People sell houses for a multitude of reasons and generally make a handsome profit in the process. However, there are times when a potential seller should think twice before knocking a ‘for sale’ board onto the verge outside.
Estate agents are always on the lookout for properties to sell. Unfortunately, there are agents who will do just about anything in order to get a property onto their books, including boosting a homeowner’s expectations by inflating the value of a home.
Of course the value of property increases over time, but by just how much depends on a number of factors including market related conditions, the area in which the property is situated and the overall condition of the home. We are all human and we all want to get as much as we possibly can for our homes when we sell. Those who hear that their home is worth far more than they ever imagined can usually be swayed into putting it on the market - even those who had absolutely no plans to sell in the foreseeable future. It's only when the property has sat on the market for months and has attracted very little (if any) interest that the penny drops and any future dreams of buying a bigger and better property are dashed.

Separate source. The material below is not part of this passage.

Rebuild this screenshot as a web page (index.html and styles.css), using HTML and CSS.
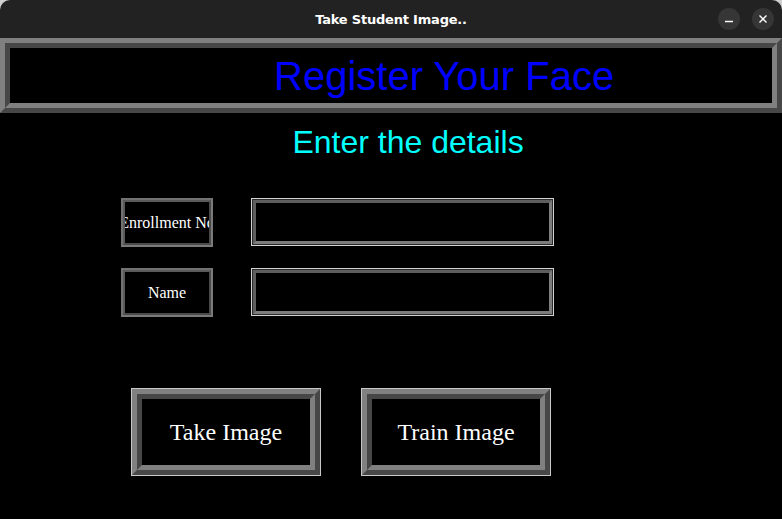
FILE: index.html
```html
<!DOCTYPE html>
<html>
<head>
<meta charset="utf-8">
<link rel="stylesheet" href="styles.css">
</head>
<body>
<div class="window">
  <div class="titlebar">
    <span class="title">Take Student Image..</span>
    <div class="winbtns">
      <span class="winbtn"><svg width="10" height="10" viewBox="0 0 10 10"><path d="M1 7.5 H9" stroke="#fff" stroke-width="1.5"/></svg></span>
      <span class="winbtn"><svg width="10" height="10" viewBox="0 0 10 10"><path d="M1.5 1.5 L8.5 8.5 M8.5 1.5 L1.5 8.5" stroke="#fff" stroke-width="1.4"/></svg></span>
    </div>
  </div>
  <div class="header ridge-out">
    <div class="ridge-in header-inner">
      <span class="header-text">Register Your Face</span>
    </div>
  </div>
  <div class="main">
    <div class="subtitle">Enter the details</div>
    <div class="form">
      <div class="label-box"><div class="label-inner"><span>Enrollment No</span></div></div>
      <div class="entry"><div class="entry-inner"></div></div>
      <div class="label-box"><div class="label-inner"><span>Name</span></div></div>
      <div class="entry"><div class="entry-inner"></div></div>
    </div>
    <div class="actions">
      <div class="btn"><div class="ridge-out btn-mid"><div class="ridge-in btn-inner">Take Image</div></div></div>
      <div class="btn"><div class="ridge-out btn-mid"><div class="ridge-in btn-inner">Train Image</div></div></div>
    </div>
  </div>
</div>
</body>
</html>
```

FILE: styles.css
```css
html, body {
  margin: 0;
  padding: 0;
  background: #cfcfcf;
}
.window {
  width: 782px;
  height: 519px;
  display: flex;
  flex-direction: column;
  overflow: hidden;
}
.titlebar {
  height: 38px;
  flex: 0 0 38px;
  background: #222222;
  border-radius: 10px 10px 0 0;
  display: flex;
  align-items: center;
  justify-content: center;
  position: relative;
}
.title {
  color: #ffffff;
  font-family: "DejaVu Sans", sans-serif;
  font-weight: bold;
  font-size: 13px;
  letter-spacing: -0.2px;
}
.winbtns {
  position: absolute;
  right: 8px;
  top: 8px;
  display: flex;
  gap: 12px;
}
.winbtn {
  width: 22px;
  height: 22px;
  border-radius: 50%;
  background: #363636;
  display: flex;
  align-items: center;
  justify-content: center;
}
.ridge-out {
  border: 5px solid;
  border-color: #808080 #474747 #474747 #808080;
}
.ridge-in {
  border: 5px solid;
  border-color: #474747 #808080 #808080 #474747;
}
.header {
  height: 75px;
  flex: 0 0 75px;
  box-sizing: border-box;
  background: #000;
}
.header-inner {
  height: 100%;
  box-sizing: border-box;
  display: flex;
  align-items: center;
  background: #000;
}
.header-text {
  padding-left: 264px;
  color: #0000ff;
  font-family: "Liberation Sans", Arial, sans-serif;
  font-size: 40px;
  line-height: 46px;
}
.main {
  flex: 1;
  background: #000;
  display: flex;
  flex-direction: column;
}
.subtitle {
  margin-top: 11px;
  height: 36px;
  line-height: 36px;
  padding-left: 34px;
  text-align: center;
  color: #00ffff;
  font-family: "Liberation Sans", Arial, sans-serif;
  font-size: 32px;
}
.form {
  margin-top: 38px;
  padding-left: 121px;
  display: grid;
  grid-template-columns: 92px 303px;
  grid-auto-rows: 49px;
  column-gap: 38px;
  row-gap: 21px;
}
.label-box {
  box-sizing: border-box;
  height: 49px;
  border: 2px solid;
  border-color: #727272 #7a7a7a #7a7a7a #727272;
}
.label-inner {
  box-sizing: border-box;
  height: 100%;
  border: 2px solid;
  border-color: #5a5a5a #4a4a4a #4a4a4a #5a5a5a;
  display: flex;
  align-items: center;
  justify-content: center;
  overflow: hidden;
  white-space: nowrap;
  color: #ffffff;
  font-family: "Liberation Serif", "Times New Roman", serif;
  font-size: 16px;
}
.entry {
  box-sizing: border-box;
  height: 48px;
  border: 1px solid #d2d2d2;
  padding: 1px;
  background: #2a2a2a;
}
.entry-inner {
  box-sizing: border-box;
  height: 100%;
  border: 3px solid;
  border-color: #5e5e5e #7c7c7c #7c7c7c #5e5e5e;
  background: #000;
}
.actions {
  margin-top: 71px;
  padding-left: 131px;
  display: flex;
  gap: 40px;
}
.btn {
  width: 190px;
  height: 88px;
  box-sizing: border-box;
  border: 1px solid #c8c8c8;
}
.btn-mid {
  height: 100%;
  box-sizing: border-box;
}
.btn-inner {
  height: 100%;
  box-sizing: border-box;
  display: flex;
  align-items: center;
  justify-content: center;
  color: #ffffff;
  background: #000;
  font-family: "Liberation Serif", "Times New Roman", serif;
  font-size: 24px;
}
```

The bottom line is that no one should list a property based on one agent’s valuation, particularly if that value seems to be significantly higher than the homeowner expected.

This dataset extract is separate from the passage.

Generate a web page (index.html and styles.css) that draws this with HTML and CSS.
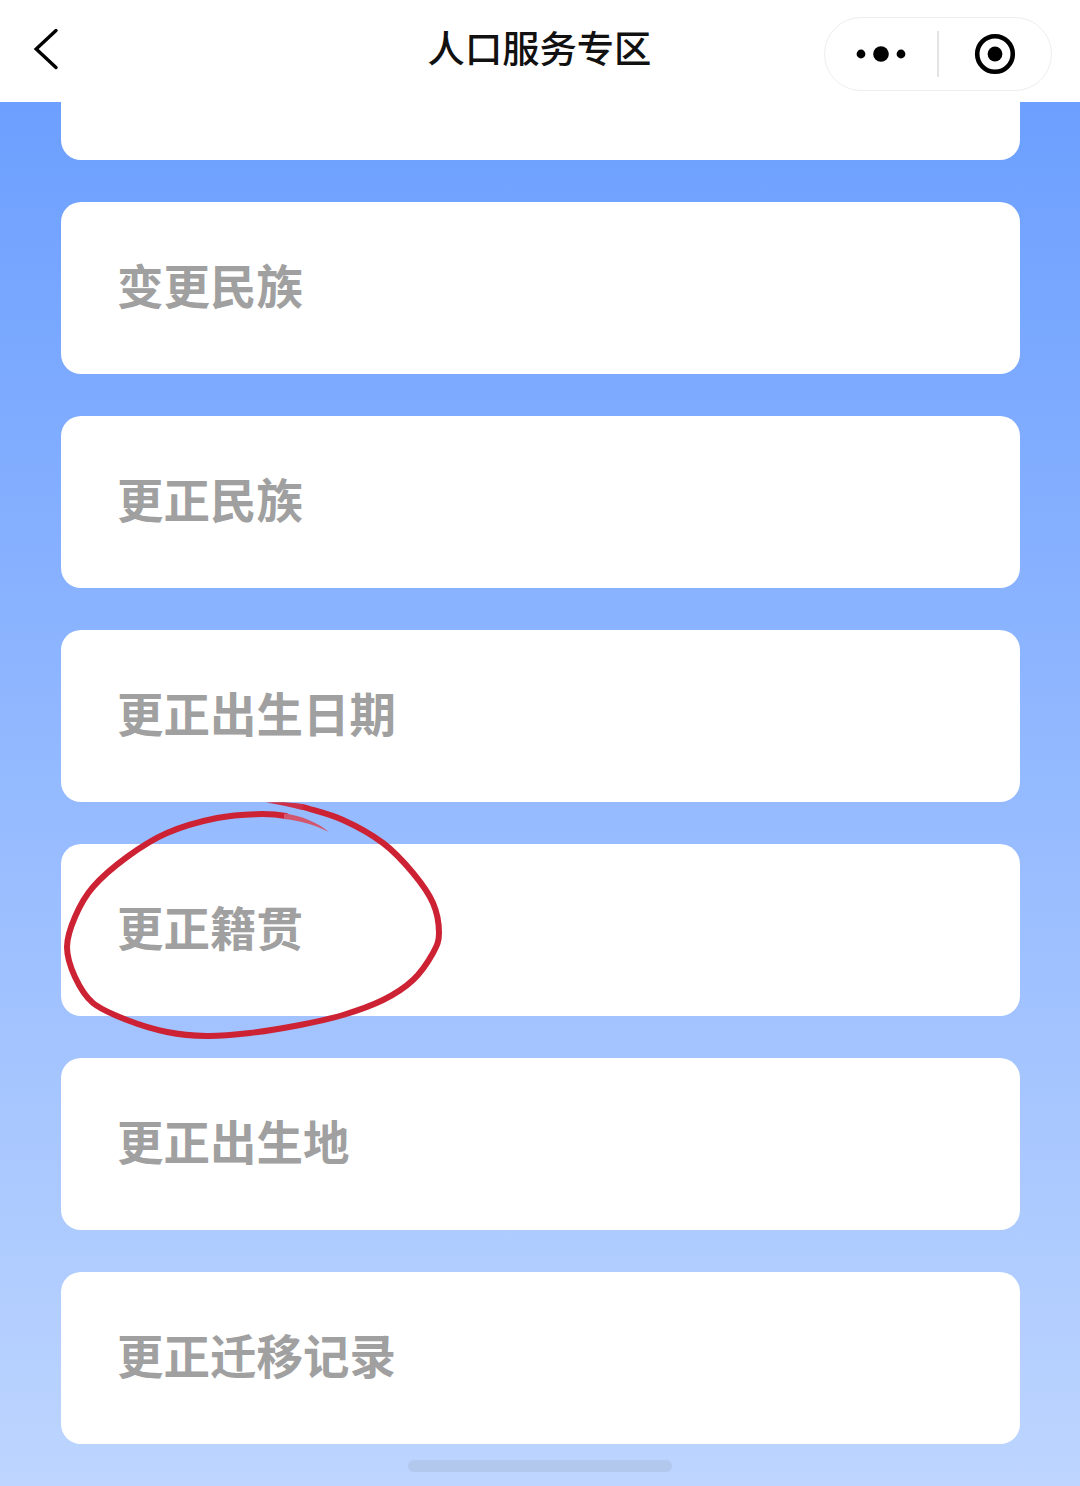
FILE: index.html
```html
<!DOCTYPE html>
<html lang="zh-CN">
<head>
    <meta charset="UTF-8">
    <meta name="viewport" content="width=device-width, initial-scale=1.0">
    <title>人口服务专区</title>
    <link rel="stylesheet" href="styles.css">
</head>
<body>
    <div class="container">
        <div class="header">
            <button class="back-button" aria-label="返回">
                <svg width="30" height="46" viewBox="0 0 30 46">
                    <path d="M25 4.5 L5.2 23 L25 41.5" fill="none" stroke="#000" stroke-width="3.4" stroke-linecap="round" stroke-linejoin="miter"/>
                </svg>
            </button>
            <h1>人口服务专区</h1>
            <div class="capsule">
                <div class="capsule-part">
                    <svg width="56" height="20" viewBox="0 0 56 20">
                        <circle cx="8" cy="10" r="4.4" fill="#000"/>
                        <circle cx="28" cy="10" r="7.8" fill="#000"/>
                        <circle cx="48" cy="10" r="4.4" fill="#000"/>
                    </svg>
                </div>
                <div class="capsule-line"></div>
                <div class="capsule-part">
                    <svg width="44" height="44" viewBox="0 0 44 44">
                        <circle cx="22" cy="22" r="17.8" fill="none" stroke="#000" stroke-width="4.6"/>
                        <circle cx="22" cy="22" r="7.4" fill="#000"/>
                    </svg>
                </div>
            </div>
        </div>

        <div class="list">
            <div class="card card-cut"></div>
            <div class="card">变更民族</div>
            <div class="card">更正民族</div>
            <div class="card">更正出生日期</div>
            <div class="card">更正籍贯</div>
            <div class="card">更正出生地</div>
            <div class="card">更正迁移记录</div>
        </div>

        <!-- 手写红圈 -->
        <svg class="circle-mark" width="1080" height="1486" viewBox="0 0 1080 1486">
            <path d="M286 816 C278 814.5 271 814 263 814 C249.8 814.2 233 814.8 217 818 C201 821.2 182 826.5 167 833 C152 839.5 139.3 848 127 857 C114.7 866 101.7 877 93 887 C84.3 897 79.3 907 75 917 C70.7 927 67 937 67 947 C67 957 70.7 967.7 75 977 C79.3 986.3 84.3 995.8 93 1003 C101.7 1010.2 114.7 1015.2 127 1020 C139.3 1024.8 153.7 1029.3 167 1032 C180.3 1034.7 193.2 1035.8 207 1036 C220.8 1036.2 234.5 1034.8 250 1033 C265.5 1031.2 284.5 1028 300 1025 C315.5 1022 329.2 1019.2 343 1015 C356.8 1010.8 371.3 1005.8 383 1000 C394.7 994.2 404.7 987.8 413 980 C421.3 972.2 428.7 960.8 433 953 C437.3 945.2 439 941.3 439 933 C439 924.7 437.3 913 433 903 C428.7 893 421.3 883 413 873 C404.7 863 394.7 851.8 383 843 C371.3 834.2 356.3 826 343 820 C329.7 814 316 811 303 807"
                  fill="none" stroke="#cc2233" stroke-width="6" stroke-linecap="round"/>
            <path d="M304 804.2 C290 802 278 802 266 802.5 C278 804.5 290 806.5 302 810 Z" fill="#cc3048"/>
            <path d="M284 813.5 C302 815.5 318 823 329 832 C316 825.5 302 821 284 819 Z" fill="#d2566e"/>
        </svg>

        <div class="home-bar"></div>
    </div>
</body>
</html>
```

FILE: styles.css
```css
/* 基础样式 */
body {
    margin: 0;
    padding: 0;
    font-family: "Noto Sans CJK SC", "Noto Sans", sans-serif;
}

.container {
    width: 1080px;
    height: 1486px;
    position: relative;
    overflow: hidden;
    background: linear-gradient(180deg, #6c9fff 102px, #bdd5ff 100%);
}

/* 顶部导航 */
.header {
    height: 102px;
    background: #ffffff;
    display: grid;
    grid-template-columns: 1fr auto 1fr;
    align-items: center;
    padding: 0 28px 0 31px;
    box-sizing: border-box;
}

.back-button {
    background: none;
    border: none;
    padding: 0;
    width: 30px;
    height: 46px;
    margin-top: -4px;
    display: flex;
}

.header h1 {
    margin: 0 4px 8px 0;
    font-size: 37.3px;
    line-height: 50px;
    font-weight: 500;
    color: #111111;
}

.capsule {
    width: 228px;
    height: 74px;
    margin-top: 6px;
    justify-self: end;
    border: 1px solid #eeeeee;
    border-radius: 37px;
    box-sizing: border-box;
    display: flex;
    align-items: center;
}

.capsule-part {
    flex: 1;
    display: flex;
    justify-content: center;
    align-items: center;
}

.capsule-line {
    width: 2px;
    height: 46px;
    background: #e4e4e4;
}

/* 列表 */
.list {
    display: flex;
    flex-direction: column;
    gap: 42px;
    padding: 0 60px 0 61px;
}

.card {
    height: 172px;
    background: #ffffff;
    border-radius: 20px;
    padding: 0 0 10px 56px;
    box-sizing: border-box;
    display: flex;
    align-items: center;
    font-size: 46.5px;
    font-weight: 700;
    color: #a0a0a0;
}

.card-cut {
    height: 58px;
    border-radius: 0 0 20px 20px;
}

.circle-mark {
    position: absolute;
    left: 0;
    top: 0;
    pointer-events: none;
}

.home-bar {
    position: absolute;
    left: 408px;
    bottom: 14px;
    width: 264px;
    height: 12px;
    border-radius: 6px;
    background: #b2c8ec;
}
```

The most sensible thing to do under these circumstances is to consult other agents and ask for a second, and even a third opinion. Every valuation should be backed up with a comparative market analysis which should give the potential seller a good indication of what sort of price his home will attract.
Many sellers appear to believe that the profit from the sale of their existing home should cover the complete cost of their next property purchase. This is of course totally unrealistic and unless the property has been owned for a substantial period of time, is highly unlikely to happen.
Ideally sellers should aim to make enough profit for a decent deposit and to cover the costs associated with their next property purchase. Anything above that should be viewed as the icing on the cake and something that won't necessarily happen every time a property is sold.
Sellers who have decided to retire often face a different set of challenges and although they fully appreciate that it's time to downscale or move into accommodation more suited to the elderly, they may have a hard time letting go of a home that has been lived in for so many years. The property holds memories and believe it or not, many sellers in this situation think that these add value to the home. Unfortunately, sentimental value plays no role in the actual value of a home and sellers who try to inflate the price in order to incorporate these feelings will more than likely come unstuck.
Property has always been regarded as a long term investment and for most of us that means it has to be owned for some time before a profit can be made. There are exceptions of course, and indeed people have made a great deal of money under these circumstances. However, this is certainly not the norm and those who are determined to make a decent profit will keep a close eye on what is selling in their area and at what price before taking an educated decision to put their home on the market.